Input on New Constitution to Include Citizens Living Abroad: The Cuban government announced last week that the public debate over the new constitution – to include meetings at 35,000 work places and community centers, well into November – will also include Cubans citizens living abroad. The government said it would make the proposed changes available on the internet, and include a form that citizens overseas can fill out with their opinions and proposals. All such input will be considered before a final draft is submitted for national referendum, authorities said. Some two million Cubans, including those born outside of Cuba, live aboard; 11 million live on the island. (Reuters)

Connecticut Governor Attacked After Praising Cuban Health Care. Gov. Dannel P. Malloy said last week that Cuban’s health care system was the best in the Western Hemisphere, including that of the United States. Gov. Malloy was promoting a $10 million investment in the Cornell Scott-Hill Health Center in New Haven when he made the remarks, noting that U.S. health care had deteriorated significantly since WWII. Gov. Malloy came under immediate attack by state legislator Sen. Art Linares, who cited Cuba’s political repression. Gov. Malloy cited a Rand Corporation study and a Commonwealth Fund study, both of which cited high life expectancy and low infant mortality rates, despite expenditures less than one-tenth per capita than that the of U.S. (Newsweek)

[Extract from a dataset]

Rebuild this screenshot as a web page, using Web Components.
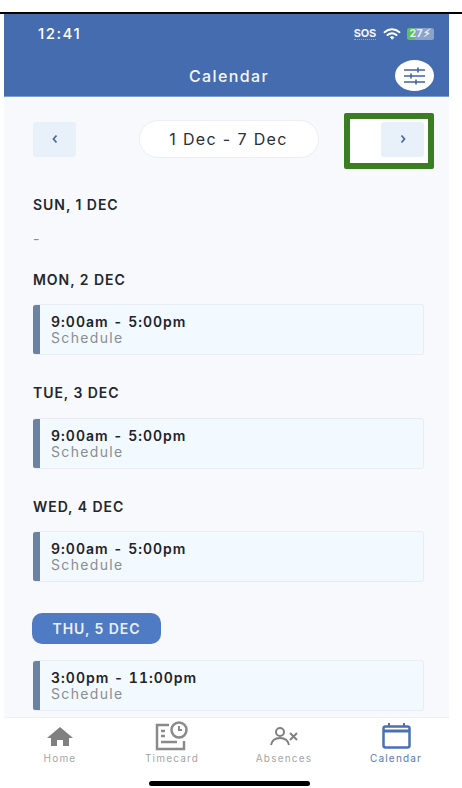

Confused Americans Opting for Cruise Travel to Cuba: U.S. visitors to Cuba increased by 5 percent in June (to 68,000), but for the first half of 2018 the overall numbers were down 24 percent. More importantly, during that period, half of all U.S. visitors arrived by cruise ship, up from one quarter last year. Cuba recorded a record 4.7 million visitors in 2017, including 619,000 Americans. But since November, when “people-to-people” trips were eliminated by the Trump administration, some 55 percent of Americans say they do not understand the current travel restrictions, according to a survey by Allianz Global Assistance. This has led to a 27 percent fall in interest by Americans in travel to Cuba, according to the same survey. The result has been a sharp increase in the cruise line alternative for individual travel. (Forbes)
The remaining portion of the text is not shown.